Everyone knows what’s wrong with the poor remnant of news and analysis that the mainstream media still manages to provide—that it’s untrue, servile to its corporate masters, and intended to deceive rather than reveal.
But what about the alternative? What about the commentary, analysis, and editorializing that’s available mainly (or only) on the Internet, where the “free” worlds of speech and journalism still exist? How insightful are the writers there—and how reliable?
A few weeks ago in Truthout (March 23, 2012), William Rivers Pitt wrote “The Finger of Fate Upon You” in response to Occupy Wall Street’s celebration of its first half-year’s existence. OWS pulled together a gathering at Zuccotti Park—that was crushed by the cops.
How does the William Rivers Pitt essay hold up on the logic and reliability fronts?
Pitt opens his piece with a wide view, then narrows as he goes. He begins, in fact, with a withering recital of the horror, suffering, loss, victimization, penury, crime, torture, and death that the United States has visited upon itself and the world for the past decade—visitings that have earned and are still earning profits beyond telling for the criminals, racketeers, and vandals who planned them all in the first place.
Then, narrowing his focus, Pitt ends on a note of vibrant optimism. Turning to the Occupy Wall Street movement, he acknowledges the “extreme violence” that the protest met with last autumn and that it met with again at its half-year commemoration. Even so, he sends up a rallying cry. Only through OWS, only by keeping OWS alive, can we prevent the same criminals and villains as before from “[scaring] us back into the cowed submission that allowed this country to be plundered in an orgy of greed, fraud and state-sponsored for-profit murder abroad.”
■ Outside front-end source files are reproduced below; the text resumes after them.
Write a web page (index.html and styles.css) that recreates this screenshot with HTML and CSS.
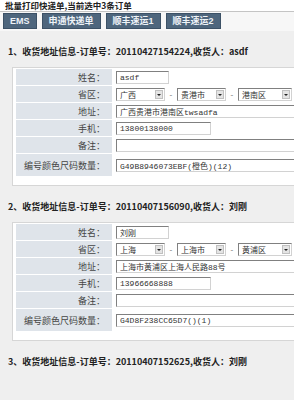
FILE: index.html
```html
<!DOCTYPE html>
<html lang="zh-CN">
<head>
    <meta charset="UTF-8">
    <title>批量打印快递单</title>
    <link rel="stylesheet" href="styles.css">
</head>
<body>
    <div class="page">
    <div class="top-title">批量打印快递单,当前选中3条订单</div>

    <!-- 快递单按钮 -->
    <div class="btn-bar">
        <button>EMS</button>
        <button>申通快递单</button>
        <button>顺丰速运1</button>
        <button>顺丰速运2</button>
    </div>

    <div class="order">
        <h3>1、收货地址信息-订单号：20110427154224,收货人：asdf</h3>
        <table class="addr">
            <tr><th>姓名：</th><td><input class="w-name" value="asdf"></td></tr>
            <tr><th>省区：</th><td>
                <span class="sel">广西<i></i></span><span class="dash">-</span><span class="sel">贵港市<i></i></span><span class="dash">-</span><span class="sel sel-last">港南区<i></i></span>
            </td></tr>
            <tr><th>地址：</th><td><input class="w-full" value="广西贵港市港南区twsadfa"></td></tr>
            <tr><th>手机：</th><td><input class="w-phone" value="13800138000"></td></tr>
            <tr><th>备注：</th><td><input class="w-full" value=""></td></tr>
            <tr class="last"><th>编号颜色尺码数量：</th><td><input class="w-full" value="G49B8946073EBF(橙色)(12)"></td></tr>
        </table>
    </div>

    <div class="order">
        <h3>2、收货地址信息-订单号：20110407156090,收货人：刘刚</h3>
        <table class="addr">
            <tr><th>姓名：</th><td><input class="w-name" value="刘刚"></td></tr>
            <tr><th>省区：</th><td>
                <span class="sel">上海<i></i></span><span class="dash">-</span><span class="sel">上海市<i></i></span><span class="dash">-</span><span class="sel sel-last">黄浦区<i></i></span>
            </td></tr>
            <tr><th>地址：</th><td><input class="w-full" value="上海市黄浦区上海人民路88号"></td></tr>
            <tr><th>手机：</th><td><input class="w-phone" value="13966668888"></td></tr>
            <tr><th>备注：</th><td><input class="w-full" value=""></td></tr>
            <tr class="last"><th>编号颜色尺码数量：</th><td><input class="w-full" value="G4D8F238CC65D7()(1)"></td></tr>
        </table>
    </div>

    <div class="order">
        <h3>3、收货地址信息-订单号：20110407152625,收货人：刘刚</h3>
    </div>
    </div>
</body>
</html>
```

FILE: styles.css
```css
/* 页面 */
body {
    margin: 0;
    background-color: #efefef;
    font-family: "Noto Sans CJK SC", "Liberation Sans", sans-serif;
    color: #222;
}

.page {
    width: 294px;
    height: 400px;
    overflow: hidden;
}

.top-title {
    height: 11px;
    line-height: 11px;
    padding-left: 5px;
    font-size: 8.5px;
    font-weight: bold;
    background-color: #fff;
    border-bottom: 1px solid #c4c4c4;
}

.btn-bar {
    display: flex;
    gap: 5px;
    padding: 1px 3px 2px;
    background-color: #f7f7f7;
}

.btn-bar button {
    height: 16px;
    padding: 0 6px;
    border: 1px solid #3c5166;
    background-color: #4e667d;
    color: #eef3f8;
    font-family: "Liberation Sans", "Noto Sans CJK SC", sans-serif;
    font-size: 9px;
    font-weight: bold;
    line-height: 14px;
}

/* 订单 */
.order h3 {
    margin: 0;
    padding: 12px 0 0 8px;
    height: 24px;
    line-height: 18px;
    font-size: 9px;
    font-weight: bold;
    white-space: nowrap;
}

.addr {
    margin: 0 0 0 12px;
    width: 300px;
    border: 1px solid #d6d6d6;
    background-color: #fff;
    border-spacing: 0 1px;
    padding: 0 3px 8px;
    font-size: 9px;
}

.addr th {
    width: 89px;
    padding: 0 7px 0 0;
    height: 16px;
    text-align: right;
    font-weight: normal;
    color: #444;
    background-color: #dfe4ea;
    white-space: nowrap;
}

.addr td {
    padding: 0 0 0 4px;
    height: 16px;
    white-space: nowrap;
}

.addr tr.last th,
.addr tr.last td {
    height: 22px;
}

.addr input {
    box-sizing: border-box;
    height: 13px;
    margin: 0;
    padding: 0 3px;
    border: 1px solid;
    border-color: #808080 #d2d2d2 #d2d2d2 #808080;
    font-family: "Liberation Mono", "Noto Sans CJK SC", monospace;
    font-size: 8px;
    color: #333;
    vertical-align: middle;
}

.w-name { width: 53px; }
.w-phone { width: 95px; }
.w-full { width: 190px; }

/* 下拉框 */
.sel {
    display: inline-block;
    position: relative;
    box-sizing: border-box;
    width: 49px;
    height: 13px;
    padding-left: 3px;
    border: 1px solid;
    border-color: #808080 #d2d2d2 #d2d2d2 #808080;
    font-size: 8px;
    line-height: 11px;
    color: #333;
    vertical-align: middle;
}

.sel-last {
    width: 54px;
}

.sel i {
    position: absolute;
    right: 1px;
    top: 1px;
    width: 8px;
    height: 9px;
    background-color: #e4e4e4;
    border: 1px solid #c0c0c0;
    box-sizing: border-box;
}

.sel i::after {
    content: "";
    position: absolute;
    left: 1px;
    top: 3px;
    border-left: 2px solid transparent;
    border-right: 2px solid transparent;
    border-top: 2px solid #222;
}

.dash {
    display: inline-block;
    width: 12px;
    text-align: center;
    font-size: 8px;
    color: #666;
    vertical-align: middle;
}
```
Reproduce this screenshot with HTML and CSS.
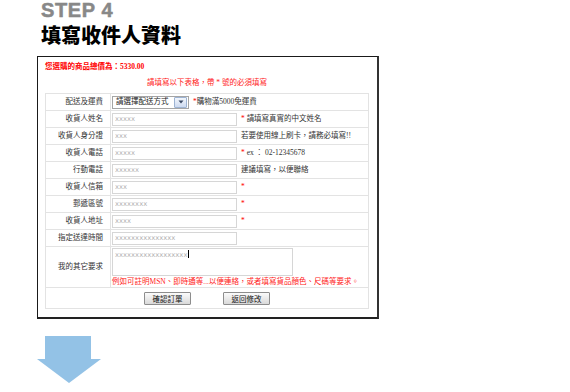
FILE: index.html
```html
<!DOCTYPE html>
<html lang="zh-Hant">
<head>
<meta charset="utf-8">
<title>STEP 4 填寫收件人資料</title>
<link rel="stylesheet" href="styles.css">
</head>
<body>
<div class="page">
  <div class="step">STEP 4</div>
  <h1 class="title">填寫收件人資料</h1>
  <div class="box">
    <p class="total">您選購的商品總價為：5330.00</p>
    <p class="notice">請填寫以下表格，帶 * 號的必須填寫</p>
    <table class="form">
      <tr>
        <th>配送及運費</th>
        <td><div class="field"><span class="select">請選擇配送方式<span class="sel-btn"><svg width="6" height="4" viewBox="0 0 6 4"><path d="M0.5 0.5h5L3 3.5z" fill="#3a4a66"/></svg></span></span><span class="hint"><span class="req">*</span>購物滿5000免運費</span></div></td>
      </tr>
      <tr>
        <th>收貨人姓名</th>
        <td><div class="field"><input class="inp" placeholder="xxxxx"><span class="hint"><span class="req">*</span> 請填寫真實的中文姓名</span></div></td>
      </tr>
      <tr>
        <th>收貨人身分證</th>
        <td><div class="field"><input class="inp" placeholder="xxx"><span class="hint">若要使用線上刷卡，請務必填寫!!</span></div></td>
      </tr>
      <tr>
        <th>收貨人電話</th>
        <td><div class="field"><input class="inp" placeholder="xxxxx"><span class="hint"><span class="req">*</span> ex ： 02-12345678</span></div></td>
      </tr>
      <tr>
        <th>行動電話</th>
        <td><div class="field"><input class="inp" placeholder="xxxxxx"><span class="hint">建議填寫，以便聯絡</span></div></td>
      </tr>
      <tr>
        <th>收貨人信箱</th>
        <td><div class="field"><input class="inp" placeholder="xxx"><span class="hint"><span class="req">*</span></span></div></td>
      </tr>
      <tr>
        <th>郵遞區號</th>
        <td><div class="field"><input class="inp" placeholder="xxxxxxxx"><span class="hint"><span class="req">*</span></span></div></td>
      </tr>
      <tr>
        <th>收貨人地址</th>
        <td><div class="field"><input class="inp" placeholder="xxxx"><span class="hint"><span class="req">*</span></span></div></td>
      </tr>
      <tr>
        <th>指定送達時間</th>
        <td><div class="field"><input class="inp" placeholder="xxxxxxxxxxxxxxx"></div></td>
      </tr>
      <tr class="tall">
        <th>我的其它要求</th>
        <td>
          <div class="area"><span class="area-text">xxxxxxxxxxxxxxxxxx</span><span class="caret"></span></div>
          <p class="area-note">例如可註明MSN、即時通等...以便連絡，或者填寫貨品顏色、尺碼等要求。</p>
        </td>
      </tr>
      <tr class="actions">
        <td colspan="2"><div class="buttons"><button class="btn" type="button">確認訂單</button><button class="btn" type="button">返回修改</button></div></td>
      </tr>
    </table>
  </div>
  <svg class="down-arrow" width="64" height="47" viewBox="0 0 64 47"><polygon points="8,0 54,0 54,23 64,23 32,47 0,23 8,23" fill="#93c2e6"/></svg>
</div>
</body>
</html>
```
FILE: styles.css
```css
body {
  margin: 0;
  background: #fff;
  font-family: "Noto Sans CJK TC", sans-serif;
}

.page {
  padding-left: 37px;
}

.step {
  margin-left: 4px;
  font: bold 20px/20px "Liberation Sans", "DejaVu Sans", sans-serif;
  letter-spacing: 0.6px;
  color: #888;
  -webkit-text-stroke: 0.5px #888;
}

.title {
  margin: 3px 0 0 4px;
  font: 900 20px/24px "Noto Sans CJK TC", sans-serif;
  color: #000;
}

.box {
  margin-top: 9px;
  width: 342px;
  box-sizing: border-box;
  border: 1px solid #1a1a1a;
  border-right: 2px solid #333;
  border-bottom: 2px solid #222;
  padding: 3px 8px 8px 7px;
}

.total {
  margin: 0;
  font: bold 7.5px/14px "Liberation Serif", "Noto Sans CJK TC", serif;
  color: #f00;
}

.notice {
  margin: 2px 0 3px;
  text-align: center;
  font: 7.5px/14px "Liberation Serif", "Noto Sans CJK TC", serif;
  color: #f22;
}

.form {
  width: 324px;
  border-collapse: collapse;
  border: 1px solid #e3e3e3;
  font: 7.5px/12px "Liberation Serif", "Noto Sans CJK TC", serif;
  color: #333;
}

.form th,
.form td {
  border: 1px solid #e3e3e3;
  height: 16px;
  padding: 0 1px;
  vertical-align: middle;
}

.form th {
  width: 56px;
  padding-right: 7px;
  text-align: right;
  font-weight: normal;
  color: #333;
}

.field {
  display: flex;
  align-items: center;
  gap: 4px;
}

.inp {
  width: 125px;
  height: 13px;
  box-sizing: border-box;
  margin: 0;
  padding: 0 2px;
  border: 1px solid #d6d6d6;
  font: 6.8px "DejaVu Sans", sans-serif;
  color: #999;
  outline: none;
}

.inp::placeholder {
  color: #b3b3b3;
}

.hint {
  white-space: nowrap;
  color: #333;
}

.req {
  color: #f00;
}

.select {
  display: inline-flex;
  align-items: center;
  justify-content: space-between;
  width: 77px;
  height: 13px;
  box-sizing: border-box;
  padding: 0 1px 0 3px;
  border: 1px solid #a5a5a5;
  background: #fff;
  color: #222;
  font-size: 7.5px;
}

.sel-btn {
  display: flex;
  align-items: center;
  justify-content: center;
  width: 11px;
  height: 9px;
  border: 1px solid #9db3d3;
  border-radius: 1px;
  background: linear-gradient(#f2f6fc, #cddaf0);
}

.tall th {
  height: 40px;
}

.area {
  width: 181px;
  height: 28px;
  box-sizing: border-box;
  margin-top: 1px;
  padding: 1px 2px;
  border: 1px solid #d6d6d6;
  font: 6.8px/10px "DejaVu Sans", sans-serif;
  color: #b3b3b3;
}

.caret {
  display: inline-block;
  width: 1px;
  height: 8px;
  margin-left: 1px;
  vertical-align: -1px;
  background: #000;
}

.area-note {
  margin: 0;
  line-height: 11px;
  color: #f22;
  white-space: nowrap;
}

.actions td {
  height: 20px;
}

.buttons {
  display: flex;
  justify-content: center;
  gap: 32px;
}

.btn {
  width: 47px;
  height: 13px;
  margin: 0;
  padding: 0;
  border: 1px solid #8d8d8d;
  border-radius: 1px;
  background: linear-gradient(#fbfbfb, #d9d9d9);
  font: 7.5px/11px "Noto Sans CJK TC", sans-serif;
  color: #111;
}

.down-arrow {
  display: block;
  margin-top: 17px;
}
```
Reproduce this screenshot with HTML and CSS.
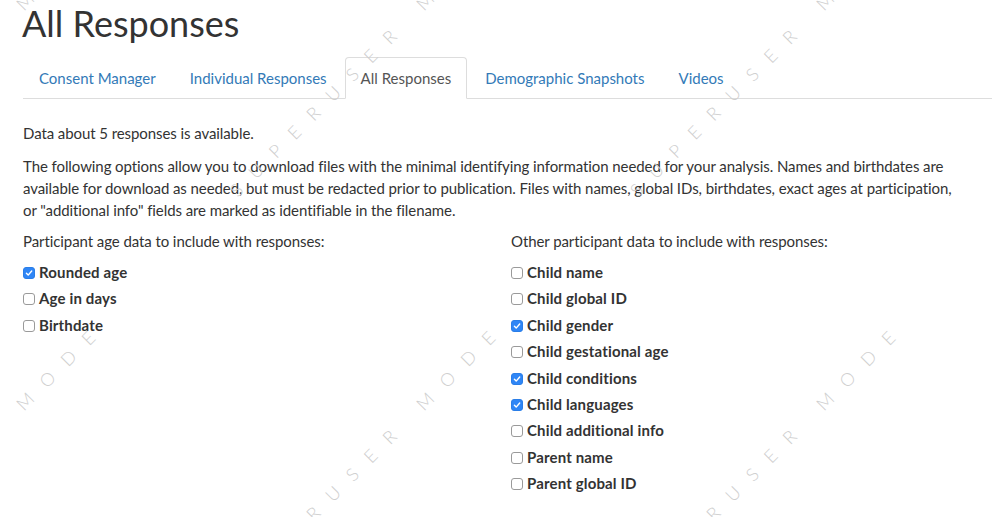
FILE: index.html
```html
<!DOCTYPE html>
<html lang="en">
<head>
<meta charset="utf-8">
<title>All Responses</title>
<link rel="stylesheet" href="styles.css">
</head>
<body>
<div class="page">
  <h1 class="title">All Responses</h1>
  <ul class="tabs">
    <li class="tab"><a class="tab-link">Consent Manager</a></li>
    <li class="tab"><a class="tab-link">Individual Responses</a></li>
    <li class="tab active"><a class="tab-link">All Responses</a></li>
    <li class="tab"><a class="tab-link">Demographic Snapshots</a></li>
    <li class="tab"><a class="tab-link">Videos</a></li>
  </ul>
  <div class="tab-content">
    <p class="para">Data about 5 responses is available.</p>
    <p class="para intro">The following options allow you to download files with the minimal identifying information needed for your analysis. Names and birthdates are available for download as needed, but must be redacted prior to publication. Files with names, global IDs, birthdates, exact ages at participation, or "additional info" fields are marked as identifiable in the filename.</p>
    <div class="cols">
      <div class="col">
        <p class="col-title">Participant age data to include with responses:</p>
        <label class="cb"><span class="box on"><svg viewBox="0 0 12 12" width="12" height="12"><path d="M3.4 6.3 L5.2 8.1 L8.7 4" fill="none" stroke="#fff" stroke-width="1.4" stroke-linecap="round" stroke-linejoin="round"/></svg></span>Rounded age</label>
        <label class="cb"><span class="box"></span>Age in days</label>
        <label class="cb"><span class="box"></span>Birthdate</label>
      </div>
      <div class="col">
        <p class="col-title">Other participant data to include with responses:</p>
        <label class="cb"><span class="box"></span>Child name</label>
        <label class="cb"><span class="box"></span>Child global ID</label>
        <label class="cb"><span class="box on"><svg viewBox="0 0 12 12" width="12" height="12"><path d="M3.4 6.3 L5.2 8.1 L8.7 4" fill="none" stroke="#fff" stroke-width="1.4" stroke-linecap="round" stroke-linejoin="round"/></svg></span>Child gender</label>
        <label class="cb"><span class="box"></span>Child gestational age</label>
        <label class="cb"><span class="box on"><svg viewBox="0 0 12 12" width="12" height="12"><path d="M3.4 6.3 L5.2 8.1 L8.7 4" fill="none" stroke="#fff" stroke-width="1.4" stroke-linecap="round" stroke-linejoin="round"/></svg></span>Child conditions</label>
        <label class="cb"><span class="box on"><svg viewBox="0 0 12 12" width="12" height="12"><path d="M3.4 6.3 L5.2 8.1 L8.7 4" fill="none" stroke="#fff" stroke-width="1.4" stroke-linecap="round" stroke-linejoin="round"/></svg></span>Child languages</label>
        <label class="cb"><span class="box"></span>Child additional info</label>
        <label class="cb"><span class="box"></span>Parent name</label>
        <label class="cb"><span class="box"></span>Parent global ID</label>
      </div>
    </div>
  </div>
</div>
<svg class="watermark" width="992" height="517" aria-hidden="true">
  <g class="wm-text">
    <text transform="translate(-32 58) rotate(-45)" text-anchor="middle" dominant-baseline="central">SUPERUSER MODE</text>
    <text transform="translate(368 58) rotate(-45)" text-anchor="middle" dominant-baseline="central">SUPERUSER MODE</text>
    <text transform="translate(768 58) rotate(-45)" text-anchor="middle" dominant-baseline="central">SUPERUSER MODE</text>
    <text transform="translate(-32 458) rotate(-45)" text-anchor="middle" dominant-baseline="central">SUPERUSER MODE</text>
    <text transform="translate(368 458) rotate(-45)" text-anchor="middle" dominant-baseline="central">SUPERUSER MODE</text>
    <text transform="translate(768 458) rotate(-45)" text-anchor="middle" dominant-baseline="central">SUPERUSER MODE</text>
  </g>
</svg>
</body>
</html>
```
FILE: styles.css
```css
html, body {
  margin: 0;
  padding: 0;
  background: #fff;
}
body {
  font-family: Lato, "Open Sans", "Liberation Sans", sans-serif;
  font-size: 15px;
  color: #333;
  overflow: hidden;
  width: 992px;
  height: 517px;
  position: relative;
}
.page {
  padding: 0 23px;
}
.title {
  font-size: 36px;
  font-weight: 400;
  line-height: 40px;
  margin: 3px 0 0 -1px;
  color: #333;
}
.tabs {
  list-style: none;
  margin: 14px -23px 0 0;
  padding: 0;
  display: flex;
  border-bottom: 1px solid #ddd;
}
.tab {
  margin-bottom: -1px;
}
.tab-link {
  display: block;
  padding: 10px 15px;
  line-height: 20px;
  margin-right: 2px;
  border: 1px solid transparent;
  border-radius: 4px 4px 0 0;
  color: #337ab7;
}
.tab.active .tab-link {
  color: #555;
  background: #fff;
  border-color: #ddd #ddd transparent;
}
.tab-content {
  padding-top: 23px;
}
.para {
  margin: 0 0 11px;
  line-height: 22px;
  letter-spacing: -0.08px;
}
.intro {
  margin-bottom: 9px;
  max-width: 935px;
}
.cols {
  display: grid;
  grid-template-columns: 1fr 1fr;
  column-gap: 30px;
}
.col-title {
  margin: 0 0 10px;
  line-height: 22px;
  letter-spacing: -0.08px;
}
.cb {
  display: block;
  font-weight: 700;
  line-height: 21.4px;
  margin-bottom: 5px;
  letter-spacing: 0.15px;
}
.box {
  display: inline-block;
  box-sizing: border-box;
  width: 12px;
  height: 12px;
  margin: 0 4px 0 0;
  border: 1px solid #9a9a9a;
  border-radius: 3px;
  background: #fff;
  vertical-align: -1px;
  position: relative;
}
.box.on {
  background: #2f86f6;
  border-color: #2a7ee8;
}
.box svg {
  position: absolute;
  left: -1px;
  top: -1px;
}
.watermark {
  position: absolute;
  left: 0;
  top: 0;
  pointer-events: none;
}
.wm-text {
  font-family: Lato, "Open Sans", sans-serif;
  font-weight: 300;
  font-size: 18px;
  letter-spacing: 16px;
  fill: #cfcfcf;
}
```
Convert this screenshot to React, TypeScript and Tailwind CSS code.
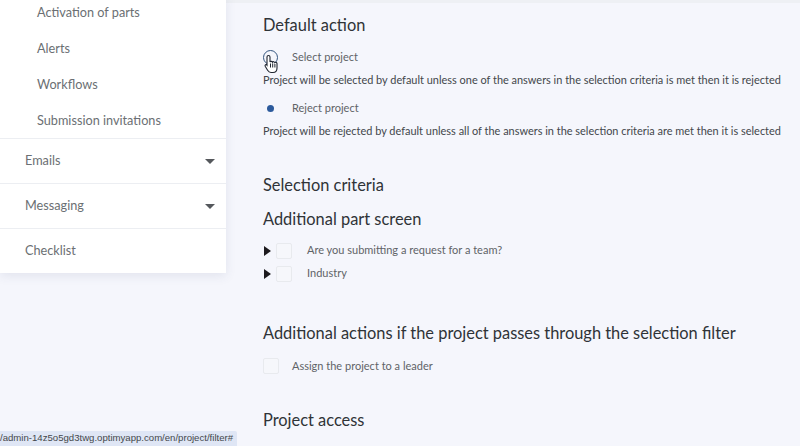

The same thing isn’t going to happen again, he declares:
Never again. This is your time. This is our time. Let us show them what real American courage looks like, as we make for ourselves and our children the better country, and the better world, we know is possible.
And he ends with a three-paragraph imperative:
Right here.
Right now.
Occupy.
Many readers, I suspect, are likely to feel that Pitt has produced an eloquent, right-minded, even courageous piece. It strikes me differently. It fills me with dread.
Why? Well, there are two reasons. One is obvious, the other maybe less so.
The first reason is open and plain: The essay’s subject is awful, terrifying, immense, easily capable of causing dread. After all, Pitt is talking about nothing other than the loss of the republic, along with our attendant freedoms, dignities, and rights. He is talking about our national government having been replaced by bodies of criminality. He’s talking about the stealing in plain sight of our personal and national wealth by a tiny class of amoral and unaccountable oligarchs. And he’s talking about the committing of unending military crimes and atrocities against peoples and nations across large expanses of the globe.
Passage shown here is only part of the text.